On October 19th, 1985 Ralph Gabbard, WYMT’s founder, flipped the switch that put the station on the air.

The first newscast aired two days later.

The sets, the anchors, and certainly the technology have changed tremendously in the last quarter century.

WYMT’s commitment to serving the people of the mountains has not changed.

It might be hard for some younger people to remember a time without WYMT, but before 1985 this station was just a dream.

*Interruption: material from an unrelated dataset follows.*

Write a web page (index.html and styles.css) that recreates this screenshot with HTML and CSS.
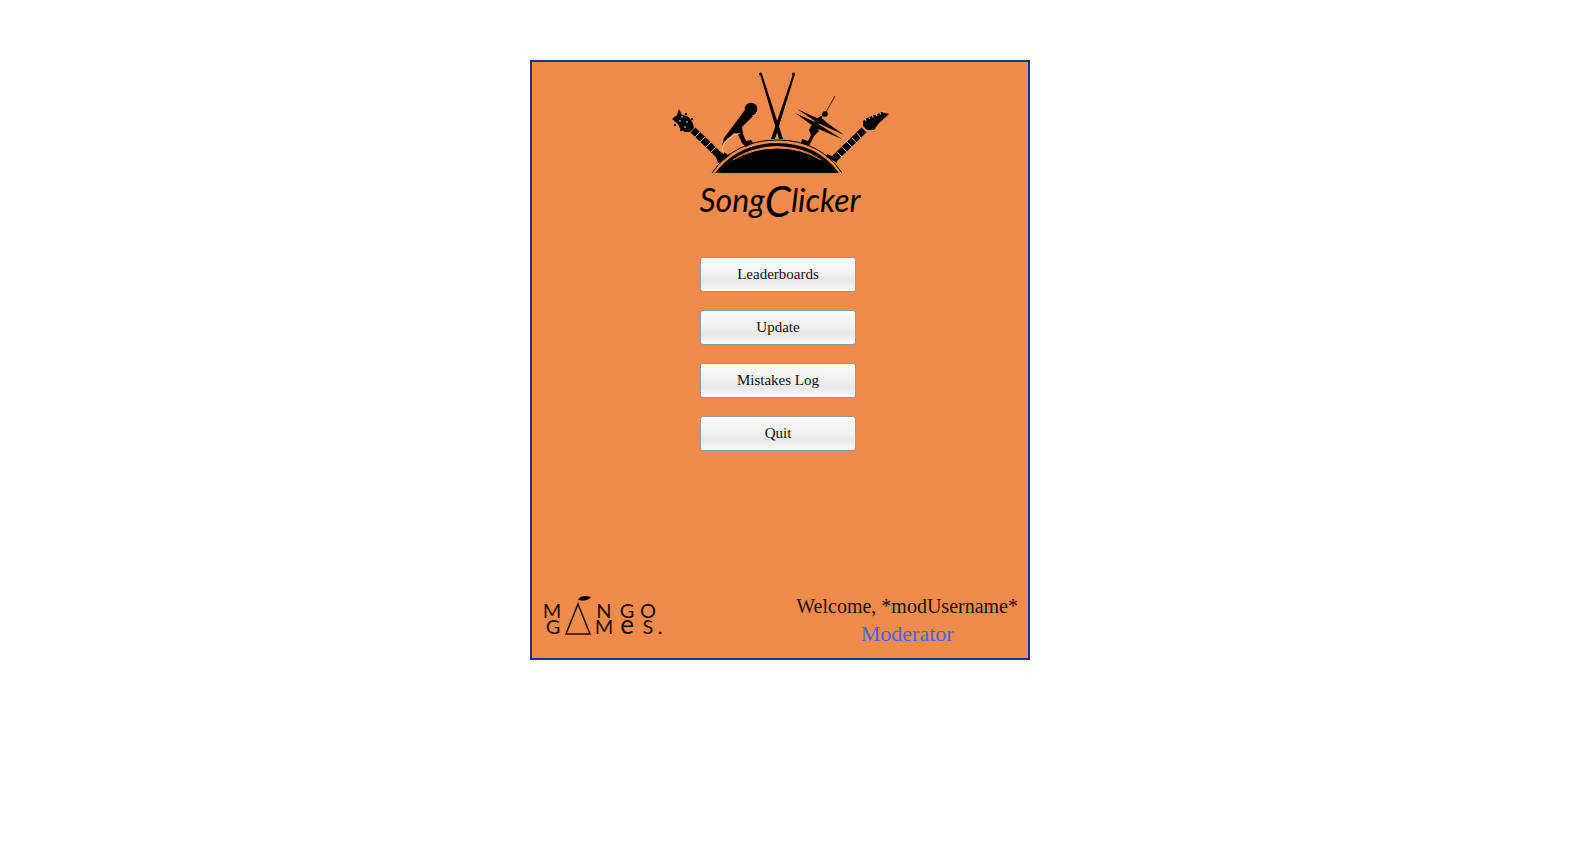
FILE: index.html
```html
<!DOCTYPE html>
<html lang="en">
<head>
<meta charset="utf-8">
<title>SongClicker</title>
<link rel="stylesheet" href="styles.css">
</head>
<body>
<main class="panel">
  <header class="brand">
    <svg class="emblem" viewBox="669 70 222 104" role="img" aria-label="Drum, guitars, microphone and cymbals">
      <!-- drum -->
      <path d="M718 173Q737 149 777 148Q818 149 837 173Z"/>
      <path class="line" d="M712 173Q735 140 777 140Q820 140 842 173"/>
      <path d="M715 173Q738 143 777 143Q817 143 839 173H837Q814 147 777 146Q740 147 718 173Z"/>
      <path class="rim" d="M733 160Q753 148 777 148Q802 148 821 160"/>
      <!-- drumsticks -->
      <path d="M760 74L762 74L783 139H779Z M793 74L795 74L775 139H771Z"/>
      <circle cx="760.500" cy="74" r="1.600"/><circle cx="793.500" cy="74" r="1.600"/>
      <!-- left guitar -->
      <path d="M679 109L682 115L687 116Q693 120 694 128L690 132L685 132Q680 130 678 124L672 119L677 115Z"/>
      <path class="neck" d="M693 130L723 159"/>
      <path class="fret" d="M695 137L700 132M700 142L705 137M706 147L711 142M711 152L716 147"/>
      <path d="M716 157L724 152L728 155L730 153L729 156L722 161L718 163Z"/>
      <g class="dot"><circle cx="682" cy="117" r="0.800"/><circle cx="680" cy="121" r="0.800"/><circle cx="687" cy="122" r="0.800"/><circle cx="685" cy="127" r="0.800"/></g>
      <path d="M685 113h2v2h-2zM691 118h2v2h-2zM674 124h2v2h-2zM680 129h2v2h-2z"/>
      <!-- microphone -->
      <circle cx="751" cy="109" r="6.300"/>
      <path d="M745 110L753 116L742 127L743 134L746 141L751 140L753 143L746 147L742 143L738 134L734 133L724 142L722 146L724 138Z"/>
      <path class="pale" d="M740 133Q734 134 727 140Q720 148 724 154"/>
      <!-- cymbals -->
      <path class="thin" d="M835 96L826 112"/>
      <circle cx="825" cy="114" r="2.800"/>
      <path d="M797 109L817 118Q821 116 826 122L844 135L818 123Z"/>
      <path d="M795 113L815 122L842 139L816 128Z"/>
      <path d="M824 114L821 119L817 127L819 131L814 136L809 146L801 143L802 139L808 141L811 135L809 130L811 126L818 118Z"/>
      <!-- right guitar -->
      <path d="M863 121L867 118L882 112L889 114L879 123L874 130L867 130L863 126Z"/>
      <path class="neck" d="M864 130L834 159"/>
      <path class="fret" d="M857 133L861 138M852 138L857 143M847 142L852 147M842 147L847 152M837 152L842 157"/>
      <path class="peg" d="M865 120L884 112"/>
      <path d="M827 154L832 156L836 157L837 163L832 160L826 157Z"/>
    </svg>
    <h1 class="wordmark">Song<span class="cap">C</span>licker</h1>
  </header>
  <nav class="menu">
    <button type="button">Leaderboards</button>
    <button type="button">Update</button>
    <button type="button">Mistakes Log</button>
    <button type="button">Quit</button>
  </nav>
  <footer class="foot">
    <svg class="studio" viewBox="540 594 124 48" role="img" aria-label="Mango Games">
      <path d="M578 600Q581 594 591 597Q587 602 579 600Z"/>
      <path class="line" d="M578 604L590 634H566Z"/>
      <text x="552" y="618">M</text><text x="604" y="618">N</text><text x="627" y="618">G</text><text x="648" y="618">O</text>
      <text x="553" y="634">G</text><text x="604" y="634">M</text><text class="round" x="627" y="634">e</text><text x="648" y="634">S</text><text x="660" y="634">.</text>
    </svg>
    <div class="user">
      <span class="welcome">Welcome, *modUsername*</span>
      <span class="role">Moderator</span>
    </div>
  </footer>
</main>
</body>
</html>
```
FILE: styles.css
```css
body {
  margin: 0;
  padding-right: 22px;
  background: #fff;
  font-family: "Liberation Serif", "Times New Roman", serif;
}
.panel {
  box-sizing: border-box;
  display: flex;
  flex-direction: column;
  width: 100%;
  max-width: 500px;
  min-height: 600px;
  margin: 60px auto;
  border: 2px solid #1c3487;
  background: #f08b4b;
}
.brand {
  display: flex;
  flex-direction: column;
  align-items: center;
  padding-top: 8px;
}
.emblem { width: 222px; height: 104px; }
.emblem .line { fill: none; stroke: #000; stroke-width: 1; }
.emblem .thin { fill: none; stroke: #3a2a20; stroke-width: 1; }
.emblem .pale { fill: none; stroke: #e5c5b0; stroke-width: 1; }
.emblem .rim { fill: none; stroke: #f08b4b; stroke-width: 1; }
.emblem .neck { stroke: #000; stroke-width: 7; }
.emblem .fret { stroke: #bbb; stroke-width: 1; }
.emblem .peg { fill: none; stroke: #ddd; stroke-width: 2; stroke-dasharray: 1 3; }
.emblem .dot { fill: #fff; }
.wordmark {
  margin: 4px 0 0;
  font-family: "Brush Script MT", Lato, sans-serif;
  font-size: 32px;
  font-style: italic;
  font-weight: 400;
  line-height: 44px;
}
.wordmark .cap {
  font-size: 42px;
  line-height: 32px;
  vertical-align: -5px;
}
.menu {
  display: flex;
  flex-direction: column;
  align-items: center;
  gap: 18px;
  padding: 35px 4px 0 0;
}
.menu button {
  width: 156px;
  height: 35px;
  padding: 0;
  border: 1px solid #999;
  border-radius: 3px;
  background: linear-gradient(#fafafa, #f2f2f2 45%, #e8e8e8 70%, #fafafa);
  font-family: inherit;
  font-size: 15px;
  color: #111;
}
.foot {
  display: flex;
  justify-content: space-between;
  align-items: flex-end;
  margin-top: auto;
  padding: 0 10px 10px 8px;
}
.studio { width: 124px; height: 48px; margin-bottom: 6px; }
.studio .line { fill: none; stroke: #1a0f08; stroke-width: 1.5; }
.studio text {
  font-family: Lato, sans-serif;
  font-size: 20px;
  font-weight: 400;
  text-anchor: middle;
  fill: #1a0f08;
}
.studio .round { font-size: 26px; }
.user {
  display: flex;
  flex-direction: column;
  align-items: center;
}
.welcome { font-size: 20px; line-height: 28px; color: #1c120c; }
.role { font-size: 22px; line-height: 28px; color: #4166f5; }
```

“I'll never forget the day that Ralph Gabbard took me into his office and said I need you to help me. I said absolutely! He said I'm going to build a TV station in Hazard, Kentucky and I looked at him and said, are you sure? He said oh yeah, oh yeah,” Tom Bennett, WYMT Construction Supervisor.

Former WKYT News Director Ken Kurtz shared a desire with Ralph Gabbard to build a station that served the mountains.

The late Hazard Mayor Bill Gorman was ready to sell WKYH, the old channel 57.

Kurtz says Gorman told him once that more people in eastern Kentucky knew the West Virginia Governor's name instead of Kentucky's because they were watching Huntington news.

“Mayor Gorman knew that if he sold the station to 27 which had a Frankfort bureau that we'd be covering Kentucky news and the Kentucky governor and Kentucky state government and Kentucky issues,” Kurtz said.

Steve Crabtree, who was working for WKYT at the time, was picked as the brand new station's first anchor.

“Ralph Gabbard and Ken Kurtz came to me and said it's a go, we're going to build a TV station in eastern Kentucky and we would like for you to be its first anchor. Of course I said yes, you had me at hello,” Crabtree said.

Several dignitaries, some who are no longer with us including Gabbard and Gorman, came together in June, 1985 to break ground for WYMT.

In a record amount of time, the station was built and a thousand foot tower was put up on Buffalo Mountain.

A dream became a reality and people were watching from day one.

By tying the region together, Kurtz believes WYMT actually altered the future.

“Eastern Kentucky would be a different place, it really would. We've been able to tell through the combined resources of channel 27 and channel 57 the eastern Kentucky story, not just to the region and the commonwealth but the nation,” Kurtz said.

Everyone involved with WYMT in those early days say it's one of the biggest highlights of their careers.

“It's the only television station I've had a hand in putting on the air and it was enormously interesting and professionally challenging but very satisfying and you're darn right, I'm very proud of it and very proud of what channel 57 has grown into,” Kurtz said.

“WYMT is today something that far exceeds anything that I thought it could be, anything that Ralph Gabbard thought it could be, anything that Ken Kurtz or anyone else thought it would be,” Crabtree said.